Yellowstone Financial, Inc.

Public and Nonprofit Employees Can Supercharge Their Savings

Most people don’t join the public or nonprofit sectors because it’s lucrative.  They are there to improve the world around them.  One less known benefit is that they usually can save much more of their income on a tax-advantaged basis than those in private industry.  If through a combination of higher earnings and frugality you can live on far less than you earn, check out these retirement plans.

Tax Sheltered Annuities, also known as 403(b) plans, should not be confused with those sold by insurance agents.  Instead they are similar to 401(k) plans.  They allow you to save up to $19,000 of your income per year for 2019, with an additional $6,000 allotted for those employees aged 50 and over.  Like 401(k)s, they can permit both pre-tax as well as tax-free Roth contributions.

These are the most common non-profit and public sector retirement plans.  Boulder Community Health, Boulder Valley School District, and the University of Colorado all offer 403(b) plans.  The latter two institutions also offer 401(k) plans, as do the City of Boulder and Boulder County.  Federal government employees have access to something similar in the form of the excellent Thrift Savings Plan.  You can’t max out employee contributions for both a 401(k) and a 403(b); you’re bound by the same $19,000 limit shared between those plans.  If your employer offers both a 401(k) and 403(b), look at the plan that offers the best investment choices at the lowest cost.

Defined Benefit Pension.  Rare in the non-profit world at this point, most local public sector jobs have a traditional defined benefit pension.  Typically defined benefit pensions will pay in retirement a percentage of your average annual earnings, with the amount increasing as you age and gain service credit.  Well known is PERA for employees of BVSD, certain employees at CU, the cities of Boulder and Longmont, and Boulder County.   Federal employees may be eligible for the Civil Service Retirement System (‘CSRS’) or the Federal Employees Retirement System (‘FERS’), which is less generous.

457 Plans.  Not well known, 457 plans give employees the chance to save money even after they have maxed out their 401(k) and 403(b) contributions.  Boulder County, Boulder and Longmont, CU, and BVSD all offer the PERA 457 plan.  Just like the 401(k) and 403(b) plans, you have the option for a traditional or  Roth contributions.  It has very similar limits to the tax-sheltered annuities mentioned above, namely $19,000 for those under 50 and $25,000 for those who are older.

The public sector plans enable retiring employees to take penalty-free distributions regardless of the employee’s age.  This can be a boon to early retirees, who deal with age limits when taking distributions from other retirement plans.
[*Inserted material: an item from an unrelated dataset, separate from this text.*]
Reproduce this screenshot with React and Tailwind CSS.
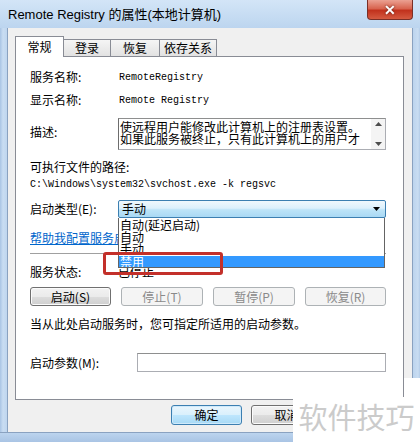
const cjk = "font-['Noto_Sans_CJK_SC','Liberation_Sans',sans-serif]";
const mono = "font-['Liberation_Mono','Noto_Sans_CJK_SC',monospace]";

const Btn = ({ children, disabled, primary, className = '' }) => (
    <div
        className={`flex items-center justify-center rounded-[3px] border text-[12px] leading-none ${
            disabled
                ? 'border-[#adb2b5] bg-[#f4f4f4] text-[#8a8a8a]'
                : primary
                    ? 'border-[#3c7fb1] bg-[linear-gradient(#eaf6fd_0%,#d9f0fc_50%,#bee6fd_51%,#a7d9f5_100%)] text-black shadow-[inset_0_0_0_1px_#cfeafb]'
                    : 'border-[#707070] bg-[linear-gradient(#f2f2f2_0%,#ebebeb_50%,#dddddd_51%,#cfcfcf_100%)] text-black shadow-[inset_0_0_0_1px_#fbfbfb]'
        } ${className}`}
    >
        {children}
    </div>
);

const Tab = ({ label, active, width }) => (
    <div
        className={`flex items-center justify-center border border-[#898c95] text-[12px] ${
            active ? 'h-[21px] bg-white border-b-0 z-10 -mb-px' : 'h-[17px] bg-[linear-gradient(#f5f5f5,#e2e2e2)] border-b-0 -ml-px'
        }`}
        style={{ width }}
    >
        {label}
    </div>
);

const App = () => {
    return (
        <div className={`w-[420px] h-[442px] relative overflow-hidden bg-[#bcd5ef] flex flex-col ${cjk} text-black`}>
            {/* Title bar */}
            <div className="h-[28px] flex items-center pl-[8px] bg-[linear-gradient(#d3e5f7,#bcd5ef)] relative">
                <span className="text-[13px] font-['Liberation_Sans','Noto_Sans_CJK_SC',sans-serif] text-black mt-[2px]">
                    Remote Registry 的属性(本地计算机)
                </span>
                <div className="absolute top-0 right-[7px] w-[46px] h-[20px] rounded-b-[4px] border border-t-0 border-[#7a2f26] bg-[linear-gradient(#eba192_0%,#d8644f_45%,#c2321d_55%,#d55a40_100%)] flex items-center justify-center">
                    <span className="text-white text-[14px] font-bold font-['Liberation_Sans',sans-serif] leading-none drop-shadow-[0_0_1px_#5a1a10]">✕</span>
                </div>
            </div>

            <div className="flex h-[404px]">
                <div className="w-[8px] bg-[linear-gradient(90deg,#a9c4e4_0px,#c9ddf2_3px,#bcd4ee_8px)] border-r border-[#8aa2c0]" />

                {/* Client area */}
                <div className="w-[404px] bg-[#f0f0f0] flex flex-col">
                    {/* Tabs */}
                    <div className="mt-[8px] pl-[7px] flex items-end h-[20px]">
                        <Tab label="常规" active width={49} />
                        <Tab label="登录" width={48} />
                        <Tab label="恢复" width={50} />
                        <Tab label="依存关系" width={58} />
                    </div>

                    {/* Panel */}
                    <div className="ml-[7px] w-[389px] h-[344px] bg-white border border-[#898c95] relative">
                        <div className="pl-[14px] pr-[17px] flex flex-col text-[12px]">
                            <div className="mt-[10px] h-[20px] flex items-center">
                                <div className="w-[88px]">服务名称:</div>
                                <div className={`${mono} text-[10px] pl-px`}>RemoteRegistry</div>
                            </div>
                            <div className="mt-[3px] h-[20px] flex items-center">
                                <div className="w-[88px]">显示名称:</div>
                                <div className={`${mono} text-[10px] pl-px`}>Remote Registry</div>
                            </div>
                            <div className="mt-[8px] h-[32px] flex">
                                <div className="w-[88px] pt-[6px] leading-[16px]">描述:</div>
                                <div className="flex-1 flex border border-[#abadb3] border-l-[#6d6d6d] border-t-[#8e8f8f]">
                                    <div className="flex-1 pl-px pt-[2px] leading-[12px] overflow-hidden whitespace-nowrap">
                                        <div>使远程用户能修改此计算机上的注册表设置。</div>
                                        <div>如果此服务被终止，只有此计算机上的用户才</div>
                                    </div>
                                    <div className="w-[14px] bg-[#f4f4f4] flex flex-col justify-between items-center py-[3px]">
                                        <svg width="7" height="4" viewBox="0 0 7 4"><path d="M0 4 L3.5 0 L7 4 Z" fill="#4d4d4d" /></svg>
                                        <svg width="7" height="4" viewBox="0 0 7 4"><path d="M0 0 L3.5 4 L7 0 Z" fill="#4d4d4d" /></svg>
                                    </div>
                                </div>
                            </div>
                            <div className="mt-[9px] h-[16px] flex items-center">可执行文件的路径:</div>
                            <div className={`mt-px h-[16px] flex items-center ${mono} text-[10px]`}>
                                {"C:\\Windows\\system32\\svchost.exe -k regsvc"}
                            </div>
                            <div className="mt-[8px] h-[18px] flex items-center">
                                <div className="w-[88px]">启动类型(E):</div>
                                <div className="flex-1 h-full rounded-[2px] border border-[#3c7fb1] bg-[linear-gradient(#f0f8fd_0%,#dcf0fc_45%,#bde4f8_55%,#a9d9f4_100%)] flex items-center justify-between pl-[3px] pr-[5px]">
                                    <span className="leading-none">手动</span>
                                    <svg width="7" height="4" viewBox="0 0 7 4"><path d="M0 0 L3.5 4 L7 0 Z" fill="#000" /></svg>
                                </div>
                            </div>
                            <div className="mt-[12px] h-[16px] flex items-center text-[#0066cc] underline whitespace-nowrap">
                                帮助我配置服务启动选项。
                            </div>
                            <div className="mt-[7px] h-px bg-[#a0a0a0]" />
                            <div className="mt-[10px] h-[16px] flex items-center">
                                <div className="w-[88px]">服务状态:</div>
                                <div>已停止</div>
                            </div>
                            <div className="mt-[7px] h-[19px] flex justify-between">
                                <Btn className="w-[81px]">启动(S)</Btn>
                                <Btn disabled className="w-[82px]">停止(T)</Btn>
                                <Btn disabled className="w-[82px]">暂停(P)</Btn>
                                <Btn disabled className="w-[81px]">恢复(R)</Btn>
                            </div>
                            <div className="mt-[10px] h-[16px] flex items-center whitespace-nowrap">
                                当从此处启动服务时，您可指定所适用的启动参数。
                            </div>
                            <div className="mt-[21px] h-[19px] flex items-center">
                                <div className="w-[107px]">启动参数(M):</div>
                                <div className="flex-1 h-full border border-[#abadb3] border-t-[#8e8f8f] bg-white" />
                            </div>
                        </div>

                        {/* Open dropdown list */}
                        <div className="absolute left-[102px] top-[161px] w-[267px] h-[50px] bg-white border border-t-0 border-[#646464] overflow-hidden flex flex-col text-[12px] z-20">
                            <div className="mt-px h-[12px] leading-[12px] pl-[1px] whitespace-nowrap">自动(延迟启动)</div>
                            <div className="h-[12px] leading-[12px] pl-[1px]">自动</div>
                            <div className="h-[12px] leading-[12px] pl-[1px]">手动</div>
                            <div className="mt-px h-[12px] leading-[12px] bg-[#3399ff] text-white pl-[1px]">禁用</div>
                        </div>

                        {/* Red highlight box */}
                        <div className="absolute left-[87px] top-[195px] w-[120px] h-[23px] border-[3px] border-[#c3302a] rounded-[3px] z-30" />
                    </div>

                    {/* Dialog buttons */}
                    <div className="mt-[5px] flex justify-end gap-[9px] pr-[10px]">
                        <Btn primary className="w-[71px] h-[20px]">确定</Btn>
                        <Btn className="w-[71px] h-[20px]">取消</Btn>
                        <Btn disabled className="w-[71px] h-[20px]" />
                    </div>
                </div>

                <div className="flex-1 border-l border-[#8aa2c0] bg-[linear-gradient(90deg,#bcd4ee_0px,#c9ddf2_5px,#a9c4e4_8px)]" />
            </div>

            <div className="flex-1 border-t border-[#8aa2c0] bg-[linear-gradient(#bcd4ee,#a9c4e4)]" />

            {/* Watermark */}
            <div className="absolute left-[404px] top-[378px] w-[16px] h-[20px] bg-white" />
            <div className="absolute left-[293px] top-[397px] w-[127px] h-[45px] bg-white flex items-center justify-center">
                <span className="text-[29px] leading-none text-[#cbcbcb] -mt-[6px]">软件技巧</span>
            </div>
        </div>
    );
};

export default App;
Non-profit 457 plans are not as compelling because the assets have a lower level of protection against the claims of the employer.  In the unlikely event that your employer goes belly up, your retirement assets could be at risk.  Also non-profit 457 plans may only cover highly compensated employees and have more restrictions on withdrawal than their public sector counterparts.  If you leave that employer before retirement, you may face restrictions on moving the funds to another plan.

Money purchase plans.  Often known as 401(a) plans, money purchase plans usually involve a mandatory contribution by the employer and the employee into a retirement plan.  Typical of this type of plan is the CU 401(a) plan for eligible faculty and university staff.  Every year CU puts 10 percent of eligible employees’ pay into the plan, while employees make a mandatory contribution of 5 percent of pay.  I’ve seen CU employees amass impressive retirement plan balances because they’ve been putting aside 15 percent of pay year after year.  Incredibly, participation in a 401(a) does not affect your eligibility for other retirement plans such as the 401(k) and 457 plans.

Pulling it all together.  Let’s consider the case of a CU employee Mary in their 40s earning $100,000 a year.  The 401(a) program puts aside 15 percent of pay for a total of $15,000.  Mary can also fund a 401(k) up to $19,000 a year, plus an additional $19,000 into a 457 plan.  With $100,000 salary, Mary could potentially put aside a total of $53,000 in tax-advantaged savings.   Public and non-profit sector jobs often don’t pay as much as corporate ones.  But those who can save a significant amount of pay have access to many option options to fund their financial independence.